Michael Sheehy, Divided We Stand (Faber & Faber 1955)

Bibliographical details: Michael Sheehy, Divided We Stand (Faber & Faber mcmlv [1955]), 104pp, with Forward Foreword by John J. Horgan.

Foreword by John J. Horgan:

‘[... O]ne of the most remarkable contributions to Irish political philosophy for many years. For the first time a Southern Irish writer of the younger generation has courageously faced the problem of the Partition of Ireland [and] come to conclusions at once convincing and logical. [...] The fallacy that underlies and dominates the approach of our Southern politicians to Partition is the extraoridnary idea that geographical and political unity are necessarily identical. (p.9.)

Reading Mr Sheehy’s impartial and detached survey of the events which led inevitably to Partition, one is struck by the way in which Carson’s integrity, courage and intelligence dominated the scene.

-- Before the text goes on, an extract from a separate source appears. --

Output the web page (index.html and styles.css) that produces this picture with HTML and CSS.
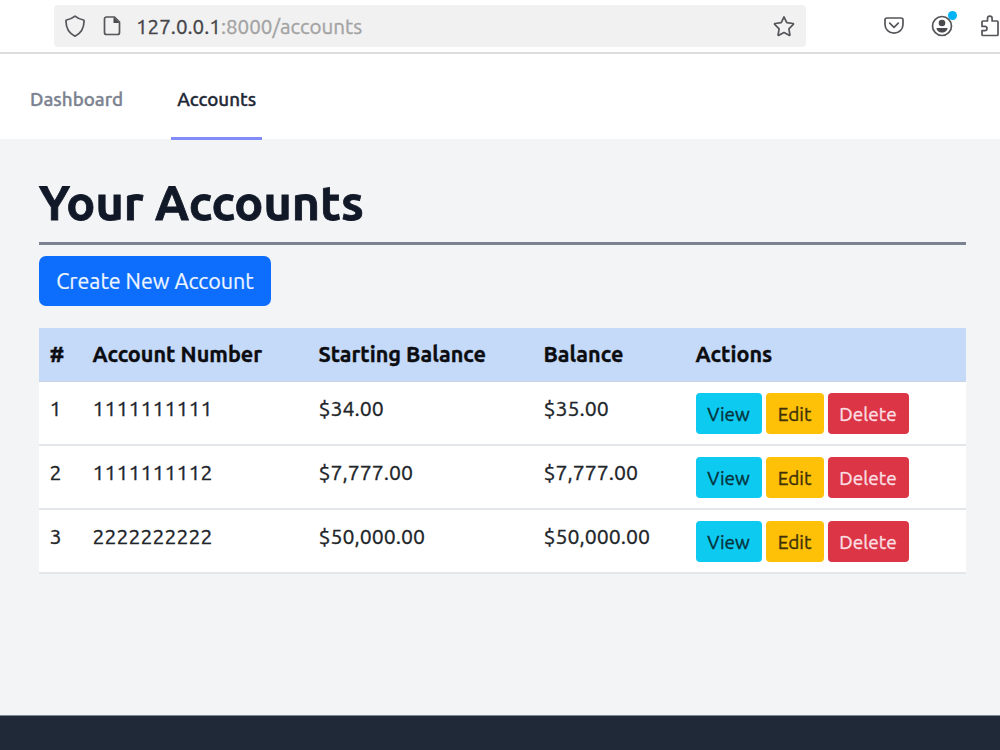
FILE: index.html
```html
<!DOCTYPE html>
<html lang="en">
<head>
    <meta charset="UTF-8">
    <meta name="viewport" content="width=device-width, initial-scale=1.0">
    <title>Accounts</title>
    <link rel="stylesheet" href="styles.css">
</head>
<body>
    <div class="toolbar">
        <div class="address-bar">
            <svg class="icon icon-shield" width="24" height="24" viewBox="0 0 24 24">
                <path d="M12 2.200c2.700 2.300 5.500 3.200 8.500 3.800.4.100.6.300.6.700C21 14 17.500 19.500 12 22.200 6.500 19.500 3 14 2.900 6.700c0-.4.200-.6.600-.7C6.500 5.400 9.300 4.500 12 2.200z"/>
            </svg>
            <svg class="icon icon-page" width="20" height="22" viewBox="0 0 20 22">
                <path d="M4.500 2h8l5 5v10.500a2 2 0 0 1-2 2h-11a2 2 0 0 1-2-2V4a2 2 0 0 1 2-2z"/>
                <path class="fill" d="M11.500 2v6h6z"/>
            </svg>
            <div class="url"><span class="host">127.0.0.1</span><span class="path">:8000/accounts</span></div>
            <svg class="icon icon-star" width="24" height="24" viewBox="0 0 24 24">
                <path d="M12 3l2.800 5.600 6.200.9c.5.100.6.500.3.900L16.900 14.800l1 6c.1.500-.3.700-.7.500L12 18.500l-5.200 2.800c-.4.200-.8 0-.7-.5l1-6-4.400-4.400c-.3-.4-.2-.8.300-.9l6.200-.9z"/>
            </svg>
        </div>
        <div class="toolbar-buttons">
            <svg class="icon" width="22" height="22" viewBox="0 0 22 22">
                <path d="M4 3h14a2 2 0 0 1 2 2v4.500a9 8.700 0 0 1-18 0V5a2 2 0 0 1 2-2z"/>
                <path d="M6.700 8.200L11 12.300l4.300-4.100"/>
            </svg>
            <div class="profile">
                <svg class="icon" width="22" height="22" viewBox="0 0 22 22">
                    <circle cx="11" cy="11" r="9.500"/>
                    <circle class="fill" cx="11" cy="8" r="3.300"/>
                    <path class="fill" d="M5.500 13h11c0 2.700-2.500 4.500-5.500 4.500S5.500 15.700 5.500 13z"/>
                </svg>
                <span class="badge"></span>
            </div>
            <svg class="icon icon-puzzle" width="24" height="24" viewBox="0 0 24 24">
                <path d="M3 8c0-.6.400-1 1-1h4.500V4.500a2.300 2.300 0 0 1 4.600 0V7h4.900c.6 0 1 .4 1 1v12.500c0 .6-.4 1-1 1H4c-.6 0-1-.4-1-1v-3.800h2.800a2.200 2.200 0 0 0 0-4.400H3z"/>
            </svg>
        </div>
    </div>

    <nav class="navbar">
        <a class="nav-link">Dashboard</a>
        <a class="nav-link active">Accounts</a>
    </nav>

    <main class="container">
        <h1>Your Accounts</h1>
        <a class="btn btn-primary">Create New Account</a>

        <table class="table">
            <colgroup>
                <col class="col-id">
                <col class="col-number">
                <col class="col-starting">
                <col class="col-balance">
                <col>
            </colgroup>
            <thead>
                <tr>
                    <th>#</th>
                    <th>Account Number</th>
                    <th>Starting Balance</th>
                    <th>Balance</th>
                    <th>Actions</th>
                </tr>
            </thead>
            <tbody>
                <tr>
                    <td>1</td>
                    <td>1111111111</td>
                    <td>$34.00</td>
                    <td>$35.00</td>
                    <td>
                        <div class="actions">
                            <a class="btn btn-sm btn-info">View</a>
                            <a class="btn btn-sm btn-warning">Edit</a>
                            <a class="btn btn-sm btn-danger">Delete</a>
                        </div>
                    </td>
                </tr>
                <tr>
                    <td>2</td>
                    <td>1111111112</td>
                    <td>$7,777.00</td>
                    <td>$7,777.00</td>
                    <td>
                        <div class="actions">
                            <a class="btn btn-sm btn-info">View</a>
                            <a class="btn btn-sm btn-warning">Edit</a>
                            <a class="btn btn-sm btn-danger">Delete</a>
                        </div>
                    </td>
                </tr>
                <tr>
                    <td>3</td>
                    <td>2222222222</td>
                    <td>$50,000.00</td>
                    <td>$50,000.00</td>
                    <td>
                        <div class="actions">
                            <a class="btn btn-sm btn-info">View</a>
                            <a class="btn btn-sm btn-warning">Edit</a>
                            <a class="btn btn-sm btn-danger">Delete</a>
                        </div>
                    </td>
                </tr>
            </tbody>
        </table>
    </main>

    <footer class="footer"></footer>
</body>
</html>
```
FILE: styles.css
```css
* {
    box-sizing: border-box;
}
body {
    font-family: Ubuntu, "Noto Sans", sans-serif;
    font-size: 21.3px;
    line-height: 32px;
    margin: 0;
    height: 750px;
    display: flex;
    flex-direction: column;
    overflow: hidden;
    color: #212529;
    background-color: #f3f4f6;
    -webkit-text-stroke: 0.35px;
}

/* Browser toolbar */
.toolbar {
    display: flex;
    align-items: flex-start;
    height: 54px;
    padding: 5px 0 0 54px;
    background-color: #fff;
    border-bottom: 2px solid #dcdcdc;
}
.address-bar {
    display: flex;
    flex: none;
    align-items: center;
    width: 752px;
    height: 42px;
    padding: 0 10px 0 9px;
    border-radius: 4px;
    background-color: #f1f1f1;
}
.icon {
    display: block;
    flex: none;
    fill: none;
    stroke: #55555a;
    stroke-width: 1.7;
    stroke-linecap: round;
    stroke-linejoin: round;
}
.icon .fill {
    fill: #4a4a4f;
    stroke: none;
}
.icon-page {
    margin-left: 15px;
}
.url {
    flex: 1;
    margin-left: 14px;
    padding-top: 1px;
    font-size: 20.6px;
}
.host {
    color: #45454a;
}
.path {
    color: #a3a3a3;
}
.toolbar-buttons {
    display: flex;
    flex: none;
    align-items: center;
    gap: 26px;
    height: 42px;
    margin-left: 77px;
}
.profile {
    position: relative;
}
.badge {
    position: absolute;
    top: -4px;
    right: -4px;
    width: 9px;
    height: 9px;
    border-radius: 50%;
    background-color: #00b3f4;
}

/* Navigation */
.navbar {
    display: flex;
    gap: 42px;
    height: 85px;
    padding-left: 24px;
    background-color: #fff;
}
.nav-link {
    height: 86px;
    padding: 0 6px;
    border-bottom: 3px solid transparent;
    color: #7b8290;
    font-size: 18.8px;
    font-weight: 500;
    line-height: 90px;
}
.nav-link.active {
    border-color: #818cf8;
    color: #1f2937;
}

/* Content */
.container {
    flex: 1;
    padding: 32px 34px 0 39px;
}
h1 {
    margin: 0 0 11px;
    height: 74px;
    border-bottom: 3px solid #7b8290;
    color: #111827;
    font-size: 48.4px;
    line-height: 62px;
    -webkit-text-stroke: 0.8px;
}
.btn {
    display: inline-block;
    text-align: center;
    white-space: nowrap;
}
.btn-primary {
    display: block;
    width: 232px;
    height: 50px;
    border-radius: 7px;
    background-color: #0d6efd;
    color: #eef5ff;
    font-size: 21.5px;
    line-height: 51px;
    -webkit-text-stroke: 0.2px;
}
.btn-sm {
    height: 41px;
    border-radius: 4px;
    font-size: 19px;
    line-height: 42px;
}
.btn-info {
    width: 66px;
    background-color: #0dcaf0;
    color: #06323c;
}
.btn-warning {
    width: 58px;
    background-color: #ffc107;
    color: #40300a;
}
.btn-danger {
    width: 81px;
    background-color: #dc3545;
    color: #fbdfe2;
}
.table {
    width: 927px;
    margin-top: 22px;
    border-collapse: separate;
    border-spacing: 0;
    table-layout: fixed;
}
.col-id {
    width: 43px;
}
.col-number {
    width: 226px;
}
.col-starting {
    width: 225px;
}
.col-balance {
    width: 152px;
}
th, td {
    height: 64px;
    padding: 11px 0 0 10.5px;
    border-bottom: 2px solid #e3e6ea;
    background-color: #fff;
    line-height: 31px;
    text-align: left;
    vertical-align: top;
}
th {
    height: 54px;
    border-bottom: 1px solid #c9d3e4;
    background-color: #c5d9f9;
    color: #0b0d10;
    font-size: 21.6px;
}
.actions {
    display: flex;
    gap: 4px;
}

.footer {
    height: 35px;
    border-top: 1px solid #7d8590;
    background-color: #1f2937;
}
```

He was, indeed, a northern Parnell, sacrificing both political and professional advancement to serve the cause of Ulster. He finally realised that a federal solution was th eonly way out of the Ulster impasse.’ [11]

Anyone who saw, as I did, the smoking inferno to which the German [13] bombs reduced Belfast in May 1941, could not doubt the tenacity, courage and loyalty of the North.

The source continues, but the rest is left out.